The root of the problem of tree damage is often poor tree placement. Poor placement coupled with poor maintenance leads to dead or dying trees that are more brittle and dangerous, breaking more easily in a storm. It’s very common in our city. Kilmer would be appalled.
This can turn trees from verdant decorations to deadly weapons, falling like bombs and striking like missiles, knocking out power lines, destroying property and worse. Much of this danger can be avoided with judicious choice of planting locations and maintenance.
It’s encouraging that Mayor Adams has discussed a new Million Trees initiative and the possibility of devoting 1% of the city’s budget to the Parks Department, both of which would help with the backlog. But at the going rate, a million trees will really sap the budget.
Not all New Yorkers understand the importance of trees and green space.
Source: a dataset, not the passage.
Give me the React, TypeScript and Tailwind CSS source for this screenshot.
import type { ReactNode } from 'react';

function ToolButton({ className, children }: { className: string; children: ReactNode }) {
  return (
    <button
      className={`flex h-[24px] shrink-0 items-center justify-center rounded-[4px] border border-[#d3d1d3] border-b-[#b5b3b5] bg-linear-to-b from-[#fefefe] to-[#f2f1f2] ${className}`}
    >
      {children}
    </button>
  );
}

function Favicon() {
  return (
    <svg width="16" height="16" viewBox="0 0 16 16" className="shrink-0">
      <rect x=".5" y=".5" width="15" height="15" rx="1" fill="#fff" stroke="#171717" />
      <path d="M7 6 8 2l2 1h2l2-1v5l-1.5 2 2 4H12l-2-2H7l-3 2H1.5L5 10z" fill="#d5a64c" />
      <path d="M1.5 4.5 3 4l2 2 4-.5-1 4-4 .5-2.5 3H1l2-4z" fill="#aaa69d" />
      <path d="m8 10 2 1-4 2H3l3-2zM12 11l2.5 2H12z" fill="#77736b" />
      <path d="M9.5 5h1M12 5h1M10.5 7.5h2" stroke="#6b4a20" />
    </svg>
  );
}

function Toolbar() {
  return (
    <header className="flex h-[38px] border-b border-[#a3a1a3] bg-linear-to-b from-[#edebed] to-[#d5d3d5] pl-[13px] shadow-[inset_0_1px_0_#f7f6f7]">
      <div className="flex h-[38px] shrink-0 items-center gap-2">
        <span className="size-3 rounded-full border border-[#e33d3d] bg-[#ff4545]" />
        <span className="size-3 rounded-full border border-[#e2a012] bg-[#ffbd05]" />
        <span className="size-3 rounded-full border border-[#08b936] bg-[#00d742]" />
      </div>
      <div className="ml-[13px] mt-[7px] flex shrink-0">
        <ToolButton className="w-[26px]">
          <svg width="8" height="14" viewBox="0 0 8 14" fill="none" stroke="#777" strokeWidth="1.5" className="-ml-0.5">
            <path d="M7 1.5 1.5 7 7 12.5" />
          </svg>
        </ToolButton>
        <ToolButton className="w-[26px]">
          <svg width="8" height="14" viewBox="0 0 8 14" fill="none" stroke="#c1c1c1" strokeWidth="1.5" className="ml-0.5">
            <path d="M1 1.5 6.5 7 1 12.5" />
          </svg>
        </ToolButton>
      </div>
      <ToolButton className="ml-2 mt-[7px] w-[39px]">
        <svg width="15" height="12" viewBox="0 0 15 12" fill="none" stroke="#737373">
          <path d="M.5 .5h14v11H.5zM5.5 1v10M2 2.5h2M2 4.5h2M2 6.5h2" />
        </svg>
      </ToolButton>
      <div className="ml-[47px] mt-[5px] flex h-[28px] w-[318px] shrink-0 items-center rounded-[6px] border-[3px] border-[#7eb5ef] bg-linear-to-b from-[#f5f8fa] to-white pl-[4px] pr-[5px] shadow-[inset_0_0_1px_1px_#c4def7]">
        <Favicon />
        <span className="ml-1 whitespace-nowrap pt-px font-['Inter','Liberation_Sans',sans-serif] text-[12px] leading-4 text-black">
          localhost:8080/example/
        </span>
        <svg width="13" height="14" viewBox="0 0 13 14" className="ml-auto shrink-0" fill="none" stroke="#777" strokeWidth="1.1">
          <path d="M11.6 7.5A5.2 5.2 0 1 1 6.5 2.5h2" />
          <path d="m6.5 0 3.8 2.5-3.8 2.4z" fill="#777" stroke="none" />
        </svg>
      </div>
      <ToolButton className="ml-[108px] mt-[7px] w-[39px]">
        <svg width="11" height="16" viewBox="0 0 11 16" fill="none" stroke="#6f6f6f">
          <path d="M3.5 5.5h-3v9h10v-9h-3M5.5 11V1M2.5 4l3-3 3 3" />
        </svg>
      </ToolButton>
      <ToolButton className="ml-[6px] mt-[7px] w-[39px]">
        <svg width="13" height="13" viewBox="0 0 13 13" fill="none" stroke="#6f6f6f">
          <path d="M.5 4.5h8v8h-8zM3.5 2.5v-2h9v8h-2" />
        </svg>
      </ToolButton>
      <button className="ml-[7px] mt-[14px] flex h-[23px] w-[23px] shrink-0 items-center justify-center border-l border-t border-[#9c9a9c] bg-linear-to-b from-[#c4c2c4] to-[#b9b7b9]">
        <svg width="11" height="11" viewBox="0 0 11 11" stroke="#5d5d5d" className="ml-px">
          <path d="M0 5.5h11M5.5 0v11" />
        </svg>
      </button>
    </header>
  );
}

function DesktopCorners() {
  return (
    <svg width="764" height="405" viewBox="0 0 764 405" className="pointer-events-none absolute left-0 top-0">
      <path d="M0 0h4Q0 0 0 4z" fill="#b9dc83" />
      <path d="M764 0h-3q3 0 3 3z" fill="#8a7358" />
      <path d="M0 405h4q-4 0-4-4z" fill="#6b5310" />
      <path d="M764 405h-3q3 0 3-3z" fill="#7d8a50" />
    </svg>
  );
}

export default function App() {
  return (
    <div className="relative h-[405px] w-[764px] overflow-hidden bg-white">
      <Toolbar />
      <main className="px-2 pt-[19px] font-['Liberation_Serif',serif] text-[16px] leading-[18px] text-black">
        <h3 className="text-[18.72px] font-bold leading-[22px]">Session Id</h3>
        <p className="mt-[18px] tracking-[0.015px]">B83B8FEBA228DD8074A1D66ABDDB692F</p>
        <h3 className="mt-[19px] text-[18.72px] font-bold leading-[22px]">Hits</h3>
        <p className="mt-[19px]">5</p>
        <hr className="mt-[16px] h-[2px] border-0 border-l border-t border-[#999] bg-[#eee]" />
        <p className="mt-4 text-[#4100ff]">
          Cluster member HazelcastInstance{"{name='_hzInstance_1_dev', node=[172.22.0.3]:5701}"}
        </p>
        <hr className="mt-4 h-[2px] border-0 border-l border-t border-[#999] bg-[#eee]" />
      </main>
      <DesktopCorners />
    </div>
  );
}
Some have even paved over their lawns and removed healthy trees. With parking at such a premium, it’s understandable. But properties with grass and trees help mitigate climate change and flooding, which has become a terrible problem in Queens. The city’s 5.2 million trees, 592,130 of which are on city streets, drain roughly 890 million gallons of storm water each year. Among other ways of mitigating flooding, like sewer capacity expansion, more trees and less cement would help.
I will continue to work with Mayor Adams and Parks Commissioner Sue Donoghue to bring more city trees, rain gardens, maintenance and other measures into our neighborhoods and address issues concerning our parks. We also need enforcement against illegal paving over lawns. As Kilmer wrote, “only God can make a tree.” But New York can wisely plant and maintain them.
Holden represents Glendale, Middle Village, Maspeth, and parts of Ridgewood, Woodhaven and Woodside in the City Council.